Monday, December 27, 2010

So What Craft Shows are You Applying to for 2011?

It might depend on whether you are creating as a hobby or trying to earn a living with your craft. As a hobbyist you may not have a state resale number or a federal business ID number (EIN). If so, you may not be able to sell at the bigger shows that actually ask for that information on the applications. Although very few of the Mass. show applications ask for my state tax id, every show I've applied to in Conn. asks for it on the application. And while I've never had anyone come to my booth and ask to see my Mass. resale number, the possibility exists. And every show I've applied to in Conn. asks for your Conn. tax ID number on the application.

Registering as a business and getting a tax resale number also allows you to buy supplies without paying sales tax and often lets you to buy at wholesale prices. On the other hand, you will have to charge tax on your products and send sales tax payments to the state. You'll have to keep records of income and expenses and file income tax. In my town I also pay property tax on my inventory and equipment.

So whatever your situation, you have now compiled a small list of possible craft shows for 2011. Some you attended and feel they would be a good fit and some your friends have suggested to you as possibly a good fit. But you still need to find a few others to fill in the time in between?

Do you apply to the local church bazaar because the table fee is only $25?
Do you shoot for the the $300 arts and crafts show because it's big and should bring a large turnout increasing your chances for sales?
Do you do the high school show because it's indoors and you won't need your tent?

As this is a "learn as you go" business, any of the above could work. And any of the above could be a total waste of money. The additional pages of this blog (on the left) where I have reviewed several local 2010 shows may help you out.

Whatever you decide...

start early looking for shows and information about them even if applications aren't yet available.
--Don't do first time shows. They don't always have their act together yet, may not have advertised enough, and don't yet have a customer following to rely on for traffic.
--Don't do any shows completely blind. Think about your product and if the show is the type or in a location that will attract potential customers. Contact the show promoters and ask about traffic at previous shows. Find out how big a space you'll have to display. Ask for names of vendors who have done the show before and contact them. It's a shame to waste even $25.

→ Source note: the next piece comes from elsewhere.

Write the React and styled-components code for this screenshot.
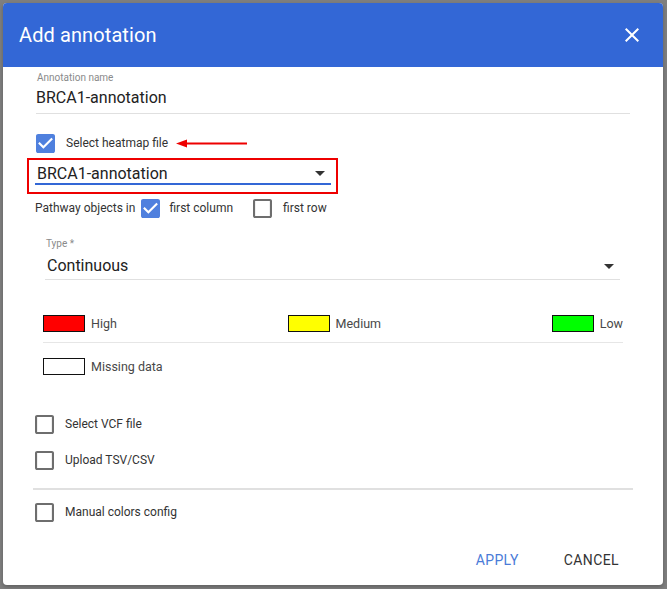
import React from "react";
import styled, { createGlobalStyle } from "styled-components";

const GlobalStyle = createGlobalStyle`
  html, body {
    margin: 0;
    padding: 0;
    background: #808080;
    font-family: Roboto, "Liberation Sans", Arial, sans-serif;
  }
  * { box-sizing: border-box; }
`;

const Page = styled.div`
  width: 667px;
  height: 589px;
  padding: 3px 4px 4px 3px;
  background: #7f7f7f;
`;

const Dialog = styled.div`
  width: 660px;
  height: 582px;
  background: #fff;
  border-radius: 4px;
  overflow: hidden;
  display: flex;
  flex-direction: column;
  box-shadow: 0 2px 4px rgba(0, 0, 0, 0.25);
`;

const Header = styled.div`
  height: 64px;
  flex: none;
  background: #3367d6;
  color: #fff;
  display: flex;
  align-items: center;
  justify-content: space-between;
  padding: 0 19px 0 16px;
`;

const Title = styled.h2`
  margin: 0;
  font-size: 20px;
  font-weight: 400;
  letter-spacing: 0.1px;
`;

const CloseButton = styled.button`
  border: 0;
  background: none;
  padding: 0;
  width: 24px;
  height: 24px;
  color: #fff;
  display: flex;
`;

const Body = styled.div`
  flex: 1;
  display: flex;
  flex-direction: column;
  padding: 0 30px 0 24px;
`;

const Field = styled.div`
  display: flex;
  flex-direction: column;
  margin: ${(p) => p.$margin};
  border-bottom: 1px solid #e0e0e0;
  padding-bottom: ${(p) => p.$pb || 3}px;
`;

const FieldLabel = styled.label`
  font-size: 10px;
  line-height: 12px;
  color: #8a8a8a;
  padding-left: 1px;
  margin-bottom: ${(p) => p.$gap || 4}px;
`;

const FieldValue = styled.div`
  display: flex;
  align-items: center;
  justify-content: space-between;
  padding: 0 ${(p) => p.$pr || 0}px 0 ${(p) => p.$pl || 0}px;
  font-size: 16px;
  line-height: 20px;
  color: #222;
`;

const CheckRow = styled.div`
  display: flex;
  align-items: center;
  height: 24px;
  margin-top: ${(p) => p.$mt || 0}px;
  padding-left: ${(p) => p.$pl ?? 8}px;
  font-size: 12px;
  color: #333;
`;

const CheckText = styled.span`
  margin-left: ${(p) => p.$ml ?? 11}px;
  margin-right: ${(p) => p.$mr || 0}px;
`;

const BoxIcon = styled.svg`
  flex: none;
  display: block;
`;

const Arrow = styled.svg`
  margin-left: 8px;
  display: block;
`;

const Highlight = styled.div`
  width: 311px;
  height: 36px;
  margin-top: 3px;
  border: 2px solid #ee0000;
  padding: 1px 5px 0 6px;
`;

const Select = styled.div`
  display: flex;
  align-items: center;
  justify-content: space-between;
  height: 24px;
  padding: 2px 6px 0 2px;
  border-bottom: 2px solid #3367d6;
  font-size: 16px;
  color: #222;
`;

const Legend = styled.div`
  display: flex;
  flex-direction: column;
  margin: 35px 10px 0 16px;
`;

const LegendRow = styled.div`
  display: flex;
  justify-content: space-between;
  align-items: center;
  margin-top: ${(p) => p.$mt || 0}px;
  padding-bottom: ${(p) => p.$pb || 0}px;
  border-bottom: ${(p) => (p.$divider ? "1px solid #e6e6e6" : "0")};
`;

const LegendItem = styled.div`
  display: flex;
  align-items: center;
  font-size: 12.5px;
  color: #484848;
`;

const Swatch = styled.span`
  width: 42px;
  height: 17px;
  border: 1px solid #111;
  background: ${(p) => p.$color};
  margin-right: 6px;
`;

const Divider = styled.div`
  height: 2px;
  background: #e0e0e0;
  margin: 16px 0 0 6px;
`;

const Footer = styled.div`
  flex: none;
  display: flex;
  justify-content: flex-end;
  gap: 29px;
  padding: 0 36px 7px 0;
`;

const TextButton = styled.button`
  border: 0;
  background: none;
  height: 36px;
  padding: 0 8px;
  font-family: inherit;
  font-size: 14px;
  letter-spacing: 0.4px;
  color: ${(p) => (p.$primary ? "#4a7bd8" : "#333")};
`;

const Checkbox = ({ checked }) => (
  <BoxIcon width="19" height="19" viewBox="3 3 18 18">
    {checked ? (
      <path
        fill="#4f80de"
        d="M19 3H5c-1.11 0-2 .9-2 2v14c0 1.1.89 2 2 2h14c1.11 0 2-.9 2-2V5c0-1.1-.89-2-2-2zm-9 14l-5-5 1.41-1.41L10 14.17l7.59-7.59L19 8l-9 9z"
      />
    ) : (
      <path
        fill="#6e6e6e"
        d="M19 5v14H5V5h14m0-2H5c-1.1 0-2 .9-2 2v14c0 1.1.9 2 2 2h14c1.1 0 2-.9 2-2V5c0-1.1-.9-2-2-2z"
      />
    )}
  </BoxIcon>
);

const DropArrow = () => (
  <svg width="10" height="5" viewBox="7 10 10 5">
    <path d="M7 10l5 5 5-5z" fill="#333" />
  </svg>
);

const legend = [
  { color: "#ff0000", label: "High" },
  { color: "#ffff00", label: "Medium" },
  { color: "#00ff00", label: "Low" },
];

export default function App() {
  return (
    <Page>
      <GlobalStyle />
      <Dialog>
        <Header>
          <Title>Add annotation</Title>
          <CloseButton>
            <svg width="24" height="24" viewBox="0 0 24 24">
              <path
                fill="currentColor"
                d="M19 6.41L17.59 5 12 10.59 6.41 5 5 6.41 10.59 12 5 17.59 6.41 19 12 13.41 17.59 19 19 17.59 13.41 12z"
              />
            </svg>
          </CloseButton>
        </Header>

        <Body>
          <Field $margin="5px 3px 0 9px" $pb={5}>
            <FieldLabel>Annotation name</FieldLabel>
            <FieldValue>BRCA1-annotation</FieldValue>
          </Field>

          <CheckRow $mt={17} $pl={9}>
            <Checkbox checked />
            <CheckText>Select heatmap file</CheckText>
            <Arrow width="71" height="9" viewBox="0 0 71 9">
              <path d="M0 4.5 L11 0.5 L11 8.5 Z" fill="#ee0000" />
              <rect x="10" y="3.5" width="61" height="2" fill="#ee0000" />
            </Arrow>
          </CheckRow>

          <Highlight>
            <Select>
              <span>BRCA1-annotation</span>
              <DropArrow />
            </Select>
          </Highlight>

          <CheckRow $mt={2} $pl={8}>
            <span>Pathway objects in</span>
            <CheckText $ml={6} $mr={0} />
            <Checkbox checked />
            <CheckText $ml={9} $mr={20}>first column</CheckText>
            <Checkbox />
            <CheckText $ml={11}>first row</CheckText>
          </CheckRow>

          <Field $margin="18px 13px 0 18px" $pb={3}>
            <FieldLabel $gap={6}>Type *</FieldLabel>
            <FieldValue $pl={2} $pr={6}>
              <span>Continuous</span>
              <DropArrow />
            </FieldValue>
          </Field>

          <Legend>
            <LegendRow $divider $pb={10}>
              {legend.map((l) => (
                <LegendItem key={l.label}>
                  <Swatch $color={l.color} />
                  {l.label}
                </LegendItem>
              ))}
            </LegendRow>
            <LegendRow $mt={15}>
              <LegendItem>
                <Swatch $color="#fff" />
                Missing data
              </LegendItem>
            </LegendRow>
          </Legend>

          <CheckRow $mt={37}>
            <Checkbox />
            <CheckText>Select VCF file</CheckText>
          </CheckRow>
          <CheckRow $mt={12}>
            <Checkbox />
            <CheckText>Upload TSV/CSV</CheckText>
          </CheckRow>

          <Divider />

          <CheckRow $mt={10}>
            <Checkbox />
            <CheckText>Manual colors config</CheckText>
          </CheckRow>
        </Body>

        <Footer>
          <TextButton $primary>APPLY</TextButton>
          <TextButton>CANCEL</TextButton>
        </Footer>
      </Dialog>
    </Page>
  );
}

Crafts Shows are divided into two categories, juried and non-juried. The non-juried shows are usually easier to get into. Organizers want to fill the spaces and aren't selective about who shows up. They're usually less expensive and loose about the application deadline. Some do try to limit each category so if you sell jewelry, apply early.

Juried craft shows are more selective and usually require photos and detailed descriptions of the crafts that you sell. Entry fees can range from $50 to thousands of dollars and often ask for an additional jury fee of $10-$30. Many have craft show websites where you can download their applications. Some require photos of your craft display in the form of slides or as a CD. They are strict about getting applications by a certain due date.

Finding "your " craft shows is a process and takes time. And even once you've found some great shows, there's always the possibility that you won't get accepted the next year. So always have a Plan B--other shows you can apply to.

1 comment:

  1. You always have such good information!! Thank you!